(Dataset items)

*****

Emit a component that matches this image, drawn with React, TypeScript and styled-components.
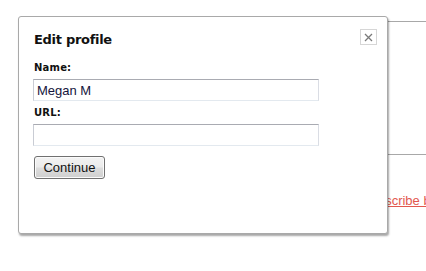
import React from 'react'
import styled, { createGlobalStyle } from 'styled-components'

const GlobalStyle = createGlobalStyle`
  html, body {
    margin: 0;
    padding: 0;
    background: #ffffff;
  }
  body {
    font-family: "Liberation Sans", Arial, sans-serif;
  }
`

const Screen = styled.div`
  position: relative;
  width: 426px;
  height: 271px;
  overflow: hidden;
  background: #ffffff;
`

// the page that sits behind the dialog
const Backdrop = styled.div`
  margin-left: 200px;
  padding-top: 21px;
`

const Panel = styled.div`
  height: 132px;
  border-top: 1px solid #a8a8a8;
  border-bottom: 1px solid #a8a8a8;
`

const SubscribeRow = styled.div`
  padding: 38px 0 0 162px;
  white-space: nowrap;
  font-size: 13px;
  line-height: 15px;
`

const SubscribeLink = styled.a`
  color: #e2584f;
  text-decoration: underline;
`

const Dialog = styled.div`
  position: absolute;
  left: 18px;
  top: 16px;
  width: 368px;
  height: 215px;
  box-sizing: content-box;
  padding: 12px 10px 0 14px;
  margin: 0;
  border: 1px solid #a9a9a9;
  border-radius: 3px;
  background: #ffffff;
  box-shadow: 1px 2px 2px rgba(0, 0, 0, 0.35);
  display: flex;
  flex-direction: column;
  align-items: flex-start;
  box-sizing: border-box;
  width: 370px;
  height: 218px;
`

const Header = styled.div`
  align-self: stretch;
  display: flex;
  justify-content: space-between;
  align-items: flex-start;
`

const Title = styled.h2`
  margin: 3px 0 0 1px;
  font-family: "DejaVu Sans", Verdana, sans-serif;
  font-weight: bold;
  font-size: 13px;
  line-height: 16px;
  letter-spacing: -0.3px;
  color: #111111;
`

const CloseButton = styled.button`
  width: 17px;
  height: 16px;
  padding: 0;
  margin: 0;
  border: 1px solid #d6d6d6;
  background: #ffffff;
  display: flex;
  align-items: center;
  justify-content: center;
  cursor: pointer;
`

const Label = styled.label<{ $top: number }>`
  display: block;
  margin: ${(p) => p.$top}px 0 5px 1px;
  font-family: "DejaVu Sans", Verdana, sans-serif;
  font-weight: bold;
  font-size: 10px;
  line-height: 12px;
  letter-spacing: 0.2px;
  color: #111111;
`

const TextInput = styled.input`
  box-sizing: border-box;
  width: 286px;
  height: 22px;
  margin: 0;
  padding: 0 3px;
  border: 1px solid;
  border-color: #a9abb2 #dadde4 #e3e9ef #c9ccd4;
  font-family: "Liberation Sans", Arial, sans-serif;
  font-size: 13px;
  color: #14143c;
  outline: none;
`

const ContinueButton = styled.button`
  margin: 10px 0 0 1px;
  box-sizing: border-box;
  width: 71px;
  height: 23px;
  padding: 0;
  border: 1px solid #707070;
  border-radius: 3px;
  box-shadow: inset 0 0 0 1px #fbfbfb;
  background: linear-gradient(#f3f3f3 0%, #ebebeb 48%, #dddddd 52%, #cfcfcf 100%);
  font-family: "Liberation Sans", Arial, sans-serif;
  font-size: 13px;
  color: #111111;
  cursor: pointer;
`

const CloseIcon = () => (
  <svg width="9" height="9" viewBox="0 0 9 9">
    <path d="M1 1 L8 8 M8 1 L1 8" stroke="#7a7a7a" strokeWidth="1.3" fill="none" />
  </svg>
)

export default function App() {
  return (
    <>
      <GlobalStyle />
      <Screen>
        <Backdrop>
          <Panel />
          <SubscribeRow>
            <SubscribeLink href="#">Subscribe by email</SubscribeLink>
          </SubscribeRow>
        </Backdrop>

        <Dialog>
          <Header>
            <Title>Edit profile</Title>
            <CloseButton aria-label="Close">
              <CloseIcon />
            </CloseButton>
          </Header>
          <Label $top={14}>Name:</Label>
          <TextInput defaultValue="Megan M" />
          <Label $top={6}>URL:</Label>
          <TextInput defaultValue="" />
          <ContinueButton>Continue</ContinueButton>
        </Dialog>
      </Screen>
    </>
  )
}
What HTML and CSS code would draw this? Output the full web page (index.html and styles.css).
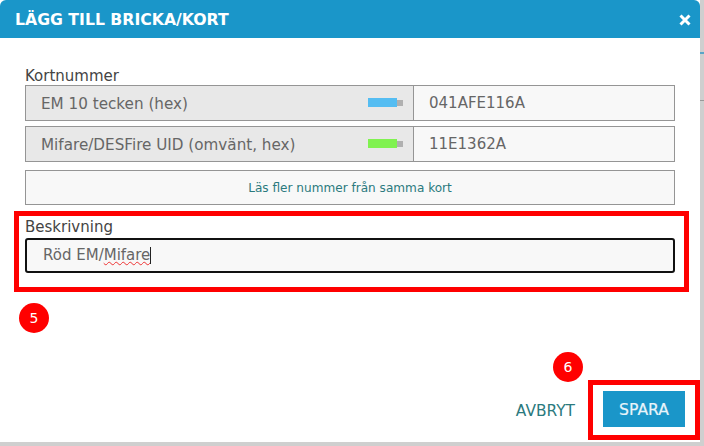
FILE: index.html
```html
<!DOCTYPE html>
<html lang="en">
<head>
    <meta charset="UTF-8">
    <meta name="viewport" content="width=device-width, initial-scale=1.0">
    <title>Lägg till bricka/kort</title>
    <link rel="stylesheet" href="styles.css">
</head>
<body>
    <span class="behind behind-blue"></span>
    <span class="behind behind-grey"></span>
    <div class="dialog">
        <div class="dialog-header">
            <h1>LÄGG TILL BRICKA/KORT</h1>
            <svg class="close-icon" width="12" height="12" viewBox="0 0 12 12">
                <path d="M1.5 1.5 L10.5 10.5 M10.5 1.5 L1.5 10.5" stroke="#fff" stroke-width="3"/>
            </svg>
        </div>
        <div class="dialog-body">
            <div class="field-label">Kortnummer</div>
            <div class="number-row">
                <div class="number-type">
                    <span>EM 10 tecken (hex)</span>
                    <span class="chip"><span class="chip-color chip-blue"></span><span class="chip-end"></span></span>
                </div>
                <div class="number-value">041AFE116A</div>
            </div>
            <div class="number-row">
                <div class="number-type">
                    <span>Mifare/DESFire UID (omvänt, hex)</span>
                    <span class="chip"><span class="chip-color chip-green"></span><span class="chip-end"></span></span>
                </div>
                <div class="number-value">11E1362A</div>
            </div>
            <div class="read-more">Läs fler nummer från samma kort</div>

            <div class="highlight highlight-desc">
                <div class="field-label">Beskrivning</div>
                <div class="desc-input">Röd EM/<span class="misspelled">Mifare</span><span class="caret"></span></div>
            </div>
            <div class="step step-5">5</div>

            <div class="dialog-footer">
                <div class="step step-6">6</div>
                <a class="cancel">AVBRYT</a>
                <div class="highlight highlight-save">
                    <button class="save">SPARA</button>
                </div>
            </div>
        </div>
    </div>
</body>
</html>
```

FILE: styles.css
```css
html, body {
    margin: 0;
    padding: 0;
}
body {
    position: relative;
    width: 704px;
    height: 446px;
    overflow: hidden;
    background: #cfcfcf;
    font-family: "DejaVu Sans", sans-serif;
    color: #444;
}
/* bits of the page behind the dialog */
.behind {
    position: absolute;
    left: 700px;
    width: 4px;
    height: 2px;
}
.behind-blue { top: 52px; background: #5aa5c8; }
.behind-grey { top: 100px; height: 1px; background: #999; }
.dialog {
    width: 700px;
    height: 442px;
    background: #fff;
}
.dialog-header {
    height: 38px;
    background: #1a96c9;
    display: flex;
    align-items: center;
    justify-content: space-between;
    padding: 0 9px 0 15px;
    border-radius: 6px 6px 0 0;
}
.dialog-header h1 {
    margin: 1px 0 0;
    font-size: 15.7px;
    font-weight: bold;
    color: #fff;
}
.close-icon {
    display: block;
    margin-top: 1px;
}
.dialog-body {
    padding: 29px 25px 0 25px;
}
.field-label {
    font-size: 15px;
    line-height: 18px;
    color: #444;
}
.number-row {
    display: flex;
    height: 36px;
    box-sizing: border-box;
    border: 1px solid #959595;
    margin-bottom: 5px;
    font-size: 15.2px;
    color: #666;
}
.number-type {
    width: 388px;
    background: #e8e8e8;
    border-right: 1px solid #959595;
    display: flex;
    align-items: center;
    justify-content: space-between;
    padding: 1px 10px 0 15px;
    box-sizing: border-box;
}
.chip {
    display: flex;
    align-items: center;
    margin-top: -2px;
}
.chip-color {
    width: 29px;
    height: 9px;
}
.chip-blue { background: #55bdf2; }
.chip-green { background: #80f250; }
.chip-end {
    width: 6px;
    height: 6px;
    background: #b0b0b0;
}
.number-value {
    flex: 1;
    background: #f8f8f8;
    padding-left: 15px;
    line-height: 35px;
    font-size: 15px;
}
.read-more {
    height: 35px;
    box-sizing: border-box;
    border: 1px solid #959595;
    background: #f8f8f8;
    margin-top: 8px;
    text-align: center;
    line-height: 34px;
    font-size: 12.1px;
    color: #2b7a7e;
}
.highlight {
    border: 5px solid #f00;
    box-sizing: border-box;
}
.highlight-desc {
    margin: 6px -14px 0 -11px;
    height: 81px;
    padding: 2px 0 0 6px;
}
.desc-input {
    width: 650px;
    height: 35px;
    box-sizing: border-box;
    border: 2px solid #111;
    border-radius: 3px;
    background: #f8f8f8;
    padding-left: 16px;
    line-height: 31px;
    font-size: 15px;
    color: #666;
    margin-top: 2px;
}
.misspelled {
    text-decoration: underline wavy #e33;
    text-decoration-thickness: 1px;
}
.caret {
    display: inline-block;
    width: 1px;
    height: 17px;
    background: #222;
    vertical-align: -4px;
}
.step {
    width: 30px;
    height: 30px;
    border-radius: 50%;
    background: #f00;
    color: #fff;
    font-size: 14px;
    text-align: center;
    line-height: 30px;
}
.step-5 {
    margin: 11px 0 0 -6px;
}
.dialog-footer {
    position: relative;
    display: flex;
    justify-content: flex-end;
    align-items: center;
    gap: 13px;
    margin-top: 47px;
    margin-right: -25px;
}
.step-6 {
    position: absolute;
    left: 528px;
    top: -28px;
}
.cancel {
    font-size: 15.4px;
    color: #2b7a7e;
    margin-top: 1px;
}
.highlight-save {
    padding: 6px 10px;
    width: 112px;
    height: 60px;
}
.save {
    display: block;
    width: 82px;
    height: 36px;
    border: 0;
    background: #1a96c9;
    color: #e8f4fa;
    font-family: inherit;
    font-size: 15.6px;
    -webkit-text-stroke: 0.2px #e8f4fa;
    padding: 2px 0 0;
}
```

*****

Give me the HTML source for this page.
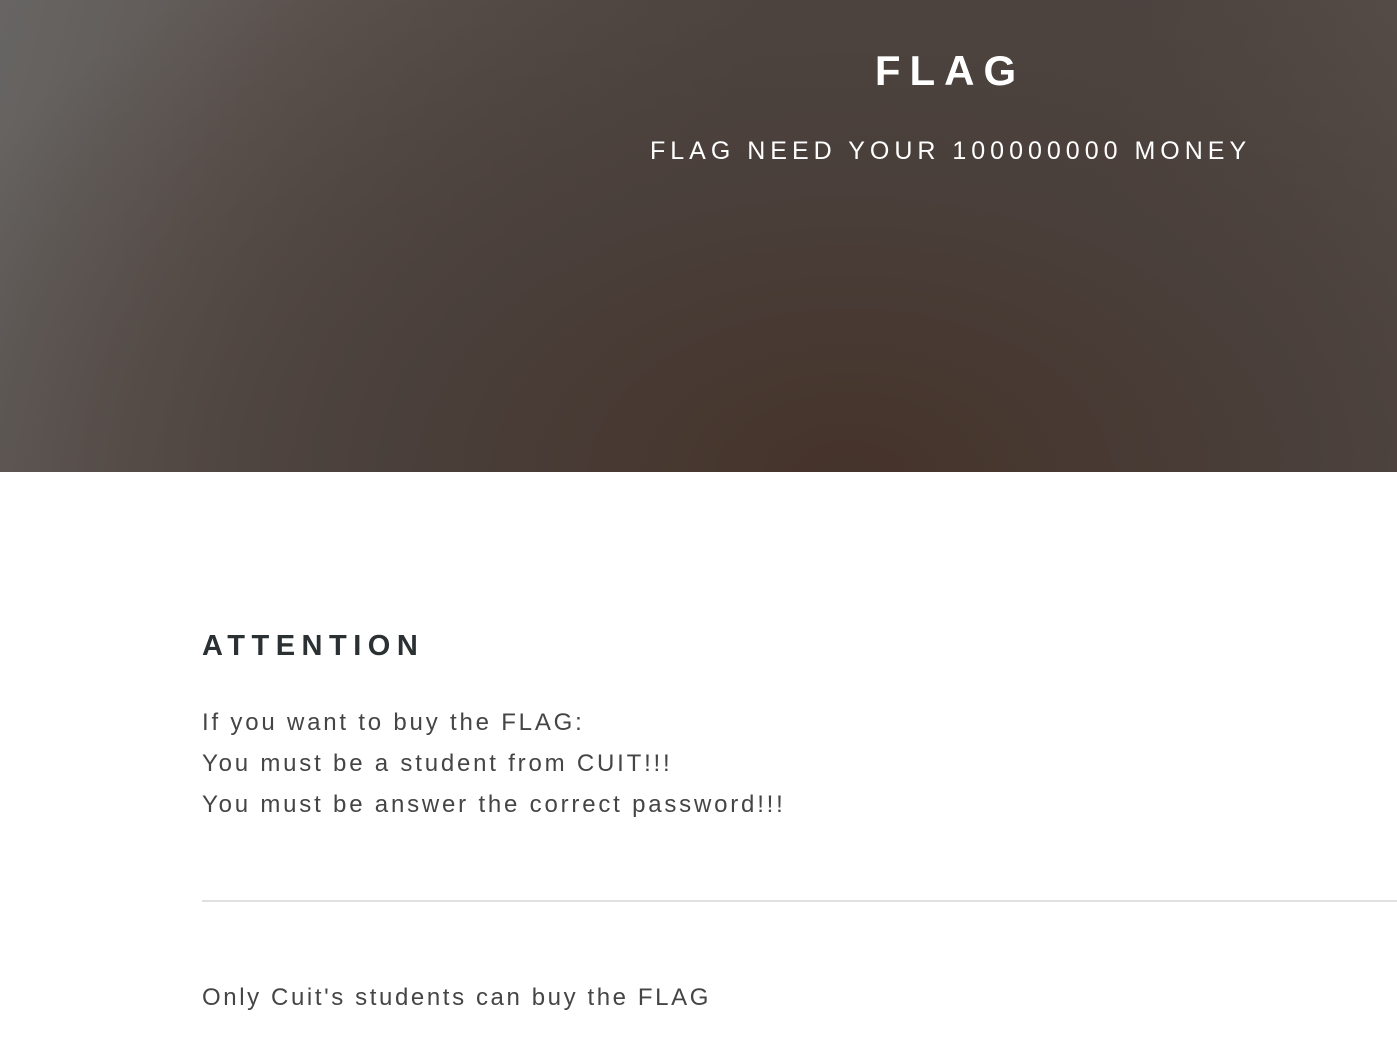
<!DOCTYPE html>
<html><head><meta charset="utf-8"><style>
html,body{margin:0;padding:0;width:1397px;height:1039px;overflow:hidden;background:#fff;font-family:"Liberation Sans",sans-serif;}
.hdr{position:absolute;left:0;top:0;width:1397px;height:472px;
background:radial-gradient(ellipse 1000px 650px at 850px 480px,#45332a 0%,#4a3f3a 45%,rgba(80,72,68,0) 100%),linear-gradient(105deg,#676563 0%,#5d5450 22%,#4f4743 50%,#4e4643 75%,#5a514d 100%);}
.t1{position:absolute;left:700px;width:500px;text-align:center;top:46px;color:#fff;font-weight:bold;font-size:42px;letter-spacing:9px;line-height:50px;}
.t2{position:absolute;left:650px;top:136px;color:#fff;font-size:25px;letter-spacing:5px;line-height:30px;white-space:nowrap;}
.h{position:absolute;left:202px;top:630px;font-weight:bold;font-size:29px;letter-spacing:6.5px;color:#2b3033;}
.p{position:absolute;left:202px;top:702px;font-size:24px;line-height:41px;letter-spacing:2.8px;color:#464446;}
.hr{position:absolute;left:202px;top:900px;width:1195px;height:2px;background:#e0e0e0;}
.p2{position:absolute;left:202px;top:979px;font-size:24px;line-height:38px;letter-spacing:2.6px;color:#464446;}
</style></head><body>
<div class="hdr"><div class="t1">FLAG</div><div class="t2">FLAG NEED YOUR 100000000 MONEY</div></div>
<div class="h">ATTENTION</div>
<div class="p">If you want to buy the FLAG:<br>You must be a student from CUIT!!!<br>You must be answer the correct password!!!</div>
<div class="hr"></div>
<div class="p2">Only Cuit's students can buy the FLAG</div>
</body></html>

*****

**Brief**
Copy each line above where the string "index" occurs.

**Written answer**
What HTML and CSS code would draw this? Output the full web page (index.html and styles.css).
FILE: index.html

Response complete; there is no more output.